Code that builds pages
[BEGIN]

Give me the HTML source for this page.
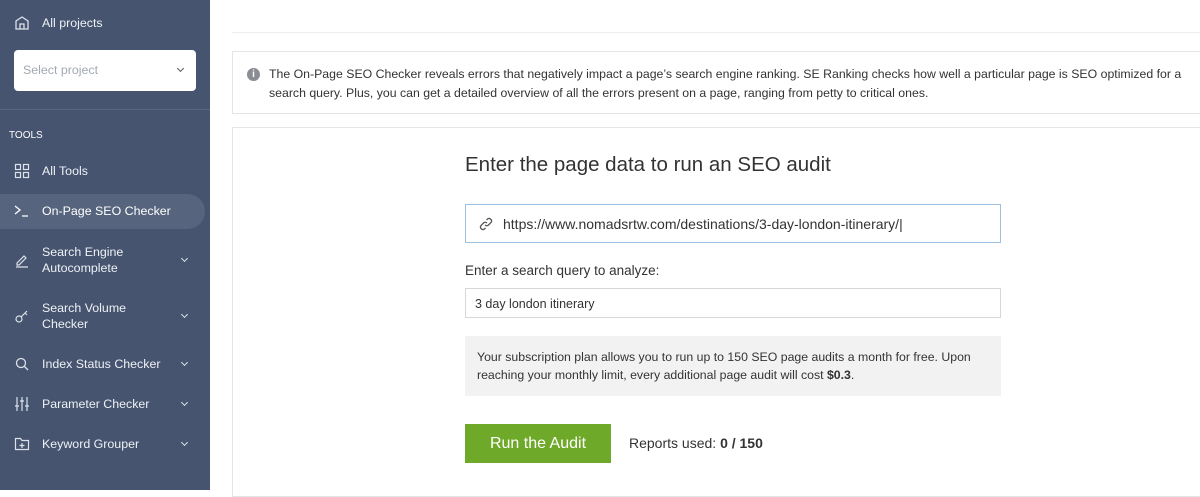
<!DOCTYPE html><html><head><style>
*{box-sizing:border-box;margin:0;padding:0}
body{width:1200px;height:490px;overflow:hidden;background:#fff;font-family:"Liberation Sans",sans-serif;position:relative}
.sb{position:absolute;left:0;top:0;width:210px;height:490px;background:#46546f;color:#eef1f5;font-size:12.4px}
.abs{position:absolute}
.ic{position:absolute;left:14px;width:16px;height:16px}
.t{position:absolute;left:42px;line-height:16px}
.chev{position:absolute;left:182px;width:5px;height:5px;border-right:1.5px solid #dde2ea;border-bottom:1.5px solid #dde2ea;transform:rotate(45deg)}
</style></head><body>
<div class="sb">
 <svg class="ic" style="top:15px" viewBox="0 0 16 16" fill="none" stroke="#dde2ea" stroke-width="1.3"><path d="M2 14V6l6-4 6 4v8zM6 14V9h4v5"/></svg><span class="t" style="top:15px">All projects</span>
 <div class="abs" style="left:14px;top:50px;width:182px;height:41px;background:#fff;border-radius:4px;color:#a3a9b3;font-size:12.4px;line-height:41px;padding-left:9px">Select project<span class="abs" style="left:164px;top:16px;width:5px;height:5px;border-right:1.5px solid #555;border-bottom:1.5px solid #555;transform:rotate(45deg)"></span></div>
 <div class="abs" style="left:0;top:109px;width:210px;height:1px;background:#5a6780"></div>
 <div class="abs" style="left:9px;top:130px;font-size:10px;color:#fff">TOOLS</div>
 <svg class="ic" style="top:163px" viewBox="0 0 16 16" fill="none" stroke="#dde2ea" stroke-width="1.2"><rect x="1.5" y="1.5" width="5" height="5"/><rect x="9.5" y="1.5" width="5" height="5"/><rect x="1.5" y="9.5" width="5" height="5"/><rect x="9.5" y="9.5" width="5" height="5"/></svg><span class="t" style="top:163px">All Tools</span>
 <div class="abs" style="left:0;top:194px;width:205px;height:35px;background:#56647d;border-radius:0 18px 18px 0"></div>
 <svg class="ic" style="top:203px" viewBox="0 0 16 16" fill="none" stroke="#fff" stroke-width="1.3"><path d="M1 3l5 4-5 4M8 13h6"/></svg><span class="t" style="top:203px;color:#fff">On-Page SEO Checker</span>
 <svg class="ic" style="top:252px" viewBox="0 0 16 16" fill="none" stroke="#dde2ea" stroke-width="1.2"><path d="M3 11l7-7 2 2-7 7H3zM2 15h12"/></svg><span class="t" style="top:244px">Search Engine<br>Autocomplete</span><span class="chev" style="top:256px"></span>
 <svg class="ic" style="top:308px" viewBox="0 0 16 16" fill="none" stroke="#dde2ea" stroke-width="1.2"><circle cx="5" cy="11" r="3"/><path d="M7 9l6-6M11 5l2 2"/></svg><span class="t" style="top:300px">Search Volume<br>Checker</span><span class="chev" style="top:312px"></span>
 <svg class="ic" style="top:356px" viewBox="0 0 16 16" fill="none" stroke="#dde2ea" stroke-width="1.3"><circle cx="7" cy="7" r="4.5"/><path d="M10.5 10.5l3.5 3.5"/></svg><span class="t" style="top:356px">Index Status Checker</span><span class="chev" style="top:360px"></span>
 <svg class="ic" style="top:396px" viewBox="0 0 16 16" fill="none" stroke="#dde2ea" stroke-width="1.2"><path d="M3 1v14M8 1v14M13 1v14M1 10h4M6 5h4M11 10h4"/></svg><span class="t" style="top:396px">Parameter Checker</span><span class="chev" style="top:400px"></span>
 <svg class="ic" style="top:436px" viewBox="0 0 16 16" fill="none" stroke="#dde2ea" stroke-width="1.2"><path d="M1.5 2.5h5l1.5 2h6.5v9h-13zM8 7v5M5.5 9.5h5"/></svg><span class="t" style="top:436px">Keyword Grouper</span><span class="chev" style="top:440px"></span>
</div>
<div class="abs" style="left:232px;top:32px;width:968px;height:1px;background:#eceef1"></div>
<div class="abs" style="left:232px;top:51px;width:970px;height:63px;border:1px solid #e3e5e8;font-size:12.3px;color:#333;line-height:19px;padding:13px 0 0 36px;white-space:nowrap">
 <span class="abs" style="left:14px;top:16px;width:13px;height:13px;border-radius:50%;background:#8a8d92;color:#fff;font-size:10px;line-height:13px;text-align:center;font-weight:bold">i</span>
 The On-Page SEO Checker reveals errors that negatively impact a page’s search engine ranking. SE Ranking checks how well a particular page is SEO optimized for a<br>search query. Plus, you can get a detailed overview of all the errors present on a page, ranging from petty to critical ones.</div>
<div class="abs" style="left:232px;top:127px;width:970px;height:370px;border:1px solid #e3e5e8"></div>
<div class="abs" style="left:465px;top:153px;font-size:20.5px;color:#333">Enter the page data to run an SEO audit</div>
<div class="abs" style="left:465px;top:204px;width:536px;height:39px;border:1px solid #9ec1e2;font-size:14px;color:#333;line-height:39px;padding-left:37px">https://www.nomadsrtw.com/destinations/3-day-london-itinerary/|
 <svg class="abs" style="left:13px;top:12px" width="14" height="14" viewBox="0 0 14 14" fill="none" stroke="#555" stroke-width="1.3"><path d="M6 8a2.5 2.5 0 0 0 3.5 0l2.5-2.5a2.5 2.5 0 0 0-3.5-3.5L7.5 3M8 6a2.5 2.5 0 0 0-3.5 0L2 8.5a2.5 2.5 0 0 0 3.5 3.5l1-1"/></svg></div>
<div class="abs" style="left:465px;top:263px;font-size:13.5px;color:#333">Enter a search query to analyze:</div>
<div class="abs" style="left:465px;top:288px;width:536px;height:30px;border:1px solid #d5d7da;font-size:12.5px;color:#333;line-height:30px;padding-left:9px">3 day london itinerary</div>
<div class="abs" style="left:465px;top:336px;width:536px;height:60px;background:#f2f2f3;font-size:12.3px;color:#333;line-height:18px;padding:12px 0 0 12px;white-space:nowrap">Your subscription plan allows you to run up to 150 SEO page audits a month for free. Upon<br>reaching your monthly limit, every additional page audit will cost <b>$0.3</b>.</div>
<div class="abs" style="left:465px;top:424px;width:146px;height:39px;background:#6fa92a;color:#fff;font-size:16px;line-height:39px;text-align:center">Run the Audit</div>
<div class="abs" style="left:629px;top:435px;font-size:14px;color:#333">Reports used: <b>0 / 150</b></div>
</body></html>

[END]
[BEGIN]

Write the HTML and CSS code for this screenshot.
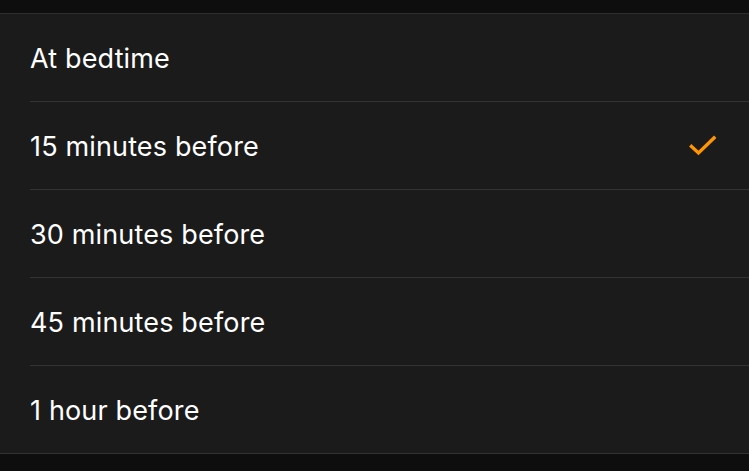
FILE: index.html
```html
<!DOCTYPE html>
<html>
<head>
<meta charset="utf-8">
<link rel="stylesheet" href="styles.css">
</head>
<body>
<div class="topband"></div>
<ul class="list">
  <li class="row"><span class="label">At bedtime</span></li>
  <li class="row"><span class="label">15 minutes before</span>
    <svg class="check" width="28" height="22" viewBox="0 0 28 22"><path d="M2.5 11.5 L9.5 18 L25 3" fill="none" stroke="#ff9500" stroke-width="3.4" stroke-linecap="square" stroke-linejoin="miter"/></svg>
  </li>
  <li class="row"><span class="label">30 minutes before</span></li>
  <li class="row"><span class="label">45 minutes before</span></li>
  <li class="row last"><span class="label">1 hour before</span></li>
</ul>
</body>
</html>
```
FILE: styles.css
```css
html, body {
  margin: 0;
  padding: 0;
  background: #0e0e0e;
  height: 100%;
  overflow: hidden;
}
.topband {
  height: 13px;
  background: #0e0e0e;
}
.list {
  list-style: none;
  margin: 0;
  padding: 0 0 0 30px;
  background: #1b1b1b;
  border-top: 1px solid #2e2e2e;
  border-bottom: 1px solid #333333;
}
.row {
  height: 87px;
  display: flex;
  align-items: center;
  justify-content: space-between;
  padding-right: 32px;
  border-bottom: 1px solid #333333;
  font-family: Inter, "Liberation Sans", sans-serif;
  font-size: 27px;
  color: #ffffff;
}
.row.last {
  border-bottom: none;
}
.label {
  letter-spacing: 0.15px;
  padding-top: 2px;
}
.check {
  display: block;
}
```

[END]

Problem details:
Pull out all lines in the data above that include "this".

Solution to the exercise:
Give me the HTML source for this page.
Write the HTML and CSS code for this screenshot.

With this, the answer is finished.